→ The problem: In the data below, find every line with the string "this" and pull it out.

Source data:
-------------------------
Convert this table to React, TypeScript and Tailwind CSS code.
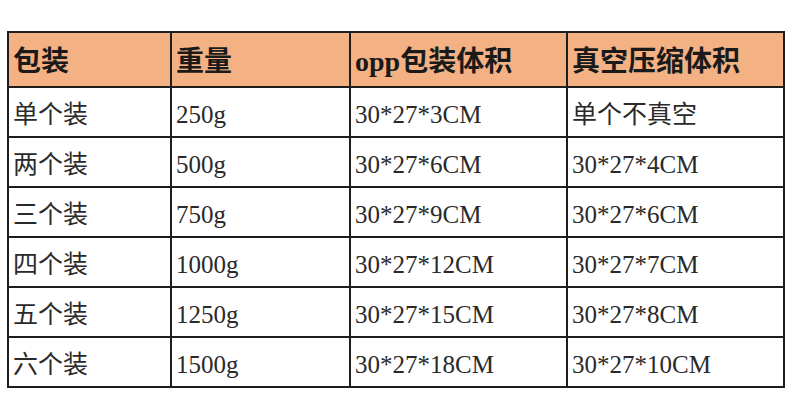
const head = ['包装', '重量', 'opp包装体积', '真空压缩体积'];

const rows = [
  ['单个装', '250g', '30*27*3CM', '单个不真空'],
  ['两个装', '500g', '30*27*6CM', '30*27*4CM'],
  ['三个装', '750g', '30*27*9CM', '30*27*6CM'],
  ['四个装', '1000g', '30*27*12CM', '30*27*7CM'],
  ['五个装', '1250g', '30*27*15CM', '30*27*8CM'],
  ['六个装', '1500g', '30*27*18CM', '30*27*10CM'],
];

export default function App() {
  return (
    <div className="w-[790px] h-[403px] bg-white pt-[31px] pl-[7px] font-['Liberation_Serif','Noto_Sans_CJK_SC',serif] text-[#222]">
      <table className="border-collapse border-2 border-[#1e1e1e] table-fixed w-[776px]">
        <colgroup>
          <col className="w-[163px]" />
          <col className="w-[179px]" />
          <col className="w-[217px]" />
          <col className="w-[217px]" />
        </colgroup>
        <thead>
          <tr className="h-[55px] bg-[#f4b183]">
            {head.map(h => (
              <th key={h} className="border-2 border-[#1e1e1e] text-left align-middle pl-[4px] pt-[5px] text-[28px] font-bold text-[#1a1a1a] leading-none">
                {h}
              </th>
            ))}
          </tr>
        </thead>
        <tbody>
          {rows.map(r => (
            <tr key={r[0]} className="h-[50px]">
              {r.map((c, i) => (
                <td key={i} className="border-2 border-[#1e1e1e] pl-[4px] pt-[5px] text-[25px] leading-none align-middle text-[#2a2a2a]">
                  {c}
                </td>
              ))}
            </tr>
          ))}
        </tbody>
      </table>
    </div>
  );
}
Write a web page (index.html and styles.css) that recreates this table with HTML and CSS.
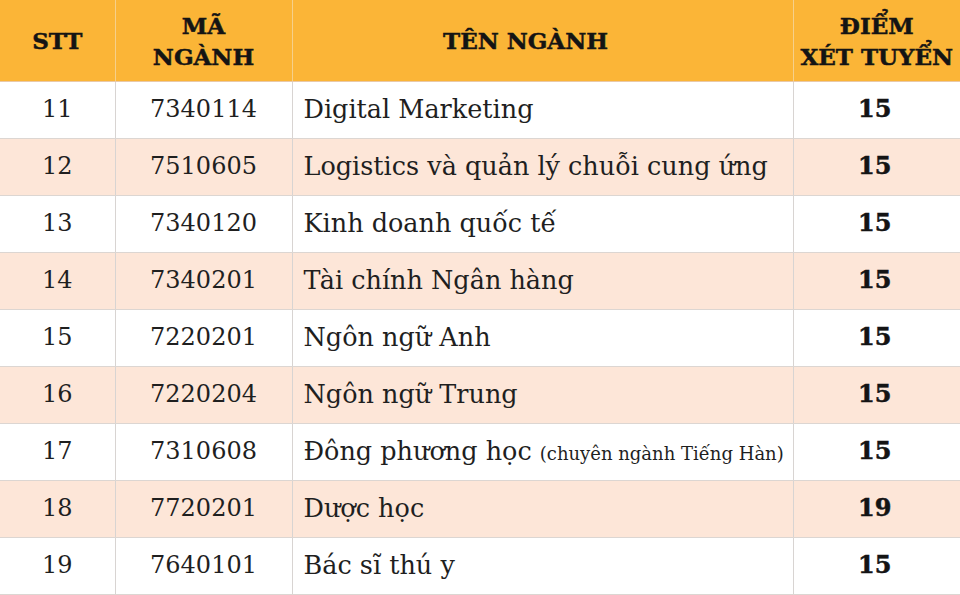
-------------------------
→ Task result:
Convert this table to React, TypeScript and Tailwind CSS code.
Write a web page (index.html and styles.css) that recreates this table with HTML and CSS.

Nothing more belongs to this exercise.